[REQUIRED WORK] Set down, in full, every record in the block.
<<<<
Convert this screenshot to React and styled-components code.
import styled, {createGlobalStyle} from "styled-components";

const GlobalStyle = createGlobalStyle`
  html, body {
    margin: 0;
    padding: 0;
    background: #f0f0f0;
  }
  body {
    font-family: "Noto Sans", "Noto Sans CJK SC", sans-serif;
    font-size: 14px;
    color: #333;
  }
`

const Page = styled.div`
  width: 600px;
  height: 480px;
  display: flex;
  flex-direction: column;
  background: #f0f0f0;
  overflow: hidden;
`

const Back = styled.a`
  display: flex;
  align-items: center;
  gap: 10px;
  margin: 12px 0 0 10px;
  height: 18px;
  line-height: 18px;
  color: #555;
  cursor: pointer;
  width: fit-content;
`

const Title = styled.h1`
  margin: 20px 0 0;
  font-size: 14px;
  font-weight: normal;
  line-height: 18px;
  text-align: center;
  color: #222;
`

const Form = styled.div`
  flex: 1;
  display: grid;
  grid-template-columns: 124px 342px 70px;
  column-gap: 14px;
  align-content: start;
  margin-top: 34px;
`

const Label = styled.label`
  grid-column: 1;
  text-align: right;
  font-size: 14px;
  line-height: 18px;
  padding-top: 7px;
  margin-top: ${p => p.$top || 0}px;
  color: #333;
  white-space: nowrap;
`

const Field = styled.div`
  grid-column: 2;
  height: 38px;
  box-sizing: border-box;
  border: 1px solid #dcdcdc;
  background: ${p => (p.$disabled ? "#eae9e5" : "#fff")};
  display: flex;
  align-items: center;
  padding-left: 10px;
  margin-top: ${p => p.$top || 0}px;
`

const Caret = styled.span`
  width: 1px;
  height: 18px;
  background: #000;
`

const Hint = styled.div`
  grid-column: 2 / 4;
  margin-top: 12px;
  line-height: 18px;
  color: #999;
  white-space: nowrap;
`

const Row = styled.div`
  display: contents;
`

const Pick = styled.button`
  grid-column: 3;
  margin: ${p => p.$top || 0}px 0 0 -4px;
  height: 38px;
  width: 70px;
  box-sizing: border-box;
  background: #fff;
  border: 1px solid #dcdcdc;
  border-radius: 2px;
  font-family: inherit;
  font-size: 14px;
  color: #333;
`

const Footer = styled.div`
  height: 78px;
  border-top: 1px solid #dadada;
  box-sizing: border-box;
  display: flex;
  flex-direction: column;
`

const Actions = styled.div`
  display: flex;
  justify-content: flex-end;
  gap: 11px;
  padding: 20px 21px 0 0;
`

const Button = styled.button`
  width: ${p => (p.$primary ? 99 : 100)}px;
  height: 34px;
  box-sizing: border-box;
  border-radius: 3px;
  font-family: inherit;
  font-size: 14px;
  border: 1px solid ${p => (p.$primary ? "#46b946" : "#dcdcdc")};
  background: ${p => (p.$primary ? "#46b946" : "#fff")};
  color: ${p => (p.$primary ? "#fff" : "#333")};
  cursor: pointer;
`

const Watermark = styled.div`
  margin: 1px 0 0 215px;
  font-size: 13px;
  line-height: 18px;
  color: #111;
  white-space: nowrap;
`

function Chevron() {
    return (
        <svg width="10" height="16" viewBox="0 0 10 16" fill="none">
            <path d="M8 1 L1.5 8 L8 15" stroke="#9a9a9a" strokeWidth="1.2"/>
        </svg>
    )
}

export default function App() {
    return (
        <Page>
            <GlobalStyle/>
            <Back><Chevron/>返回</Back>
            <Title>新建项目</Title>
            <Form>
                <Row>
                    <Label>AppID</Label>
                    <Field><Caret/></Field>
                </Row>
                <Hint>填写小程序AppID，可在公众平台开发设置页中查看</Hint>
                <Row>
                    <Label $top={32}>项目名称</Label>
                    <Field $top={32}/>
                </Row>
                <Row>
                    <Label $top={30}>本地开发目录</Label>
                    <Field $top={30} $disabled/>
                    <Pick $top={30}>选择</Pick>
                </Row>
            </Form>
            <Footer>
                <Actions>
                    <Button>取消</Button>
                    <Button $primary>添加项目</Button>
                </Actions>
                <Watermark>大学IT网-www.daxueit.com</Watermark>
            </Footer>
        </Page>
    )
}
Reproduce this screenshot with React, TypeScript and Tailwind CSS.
>>>>
[EXERCISE OUTPUT]
Convert this screenshot to React and styled-components code.
import styled, {createGlobalStyle} from "styled-components";

const GlobalStyle = createGlobalStyle`
  html, body {
    margin: 0;
    padding: 0;
    background: #f0f0f0;
  }
  body {
    font-family: "Noto Sans", "Noto Sans CJK SC", sans-serif;
    font-size: 14px;
    color: #333;
  }
`

const Page = styled.div`
  width: 600px;
  height: 480px;
  display: flex;
  flex-direction: column;
  background: #f0f0f0;
  overflow: hidden;
`

const Back = styled.a`
  display: flex;
  align-items: center;
  gap: 10px;
  margin: 12px 0 0 10px;
  height: 18px;
  line-height: 18px;
  color: #555;
  cursor: pointer;
  width: fit-content;
`

const Title = styled.h1`
  margin: 20px 0 0;
  font-size: 14px;
  font-weight: normal;
  line-height: 18px;
  text-align: center;
  color: #222;
`

const Form = styled.div`
  flex: 1;
  display: grid;
  grid-template-columns: 124px 342px 70px;
  column-gap: 14px;
  align-content: start;
  margin-top: 34px;
`

const Label = styled.label`
  grid-column: 1;
  text-align: right;
  font-size: 14px;
  line-height: 18px;
  padding-top: 7px;
  margin-top: ${p => p.$top || 0}px;
  color: #333;
  white-space: nowrap;
`

const Field = styled.div`
  grid-column: 2;
  height: 38px;
  box-sizing: border-box;
  border: 1px solid #dcdcdc;
  background: ${p => (p.$disabled ? "#eae9e5" : "#fff")};
  display: flex;
  align-items: center;
  padding-left: 10px;
  margin-top: ${p => p.$top || 0}px;
`

const Caret = styled.span`
  width: 1px;
  height: 18px;
  background: #000;
`

const Hint = styled.div`
  grid-column: 2 / 4;
  margin-top: 12px;
  line-height: 18px;
  color: #999;
  white-space: nowrap;
`

const Row = styled.div`
  display: contents;
`

const Pick = styled.button`
  grid-column: 3;
  margin: ${p => p.$top || 0}px 0 0 -4px;
  height: 38px;
  width: 70px;
  box-sizing: border-box;
  background: #fff;
  border: 1px solid #dcdcdc;
  border-radius: 2px;
  font-family: inherit;
  font-size: 14px;
  color: #333;
`

const Footer = styled.div`
  height: 78px;
  border-top: 1px solid #dadada;
  box-sizing: border-box;
  display: flex;
  flex-direction: column;
`

const Actions = styled.div`
  display: flex;
  justify-content: flex-end;
  gap: 11px;
  padding: 20px 21px 0 0;
`

const Button = styled.button`
  width: ${p => (p.$primary ? 99 : 100)}px;
  height: 34px;
  box-sizing: border-box;
  border-radius: 3px;
  font-family: inherit;
  font-size: 14px;
  border: 1px solid ${p => (p.$primary ? "#46b946" : "#dcdcdc")};
  background: ${p => (p.$primary ? "#46b946" : "#fff")};
  color: ${p => (p.$primary ? "#fff" : "#333")};
  cursor: pointer;
`

const Watermark = styled.div`
  margin: 1px 0 0 215px;
  font-size: 13px;
  line-height: 18px;
  color: #111;
  white-space: nowrap;
`

function Chevron() {
    return (
        <svg width="10" height="16" viewBox="0 0 10 16" fill="none">
            <path d="M8 1 L1.5 8 L8 15" stroke="#9a9a9a" strokeWidth="1.2"/>
        </svg>
    )
}

export default function App() {
    return (
        <Page>
            <GlobalStyle/>
            <Back><Chevron/>返回</Back>
            <Title>新建项目</Title>
            <Form>
                <Row>
                    <Label>AppID</Label>
                    <Field><Caret/></Field>
                </Row>
                <Hint>填写小程序AppID，可在公众平台开发设置页中查看</Hint>
                <Row>
                    <Label $top={32}>项目名称</Label>
                    <Field $top={32}/>
                </Row>
                <Row>
                    <Label $top={30}>本地开发目录</Label>
                    <Field $top={30} $disabled/>
                    <Pick $top={30}>选择</Pick>
                </Row>
            </Form>
            <Footer>
                <Actions>
                    <Button>取消</Button>
                    <Button $primary>添加项目</Button>
                </Actions>
                <Watermark>大学IT网-www.daxueit.com</Watermark>
            </Footer>
        </Page>
    )
}
Reproduce this screenshot with React, TypeScript and Tailwind CSS.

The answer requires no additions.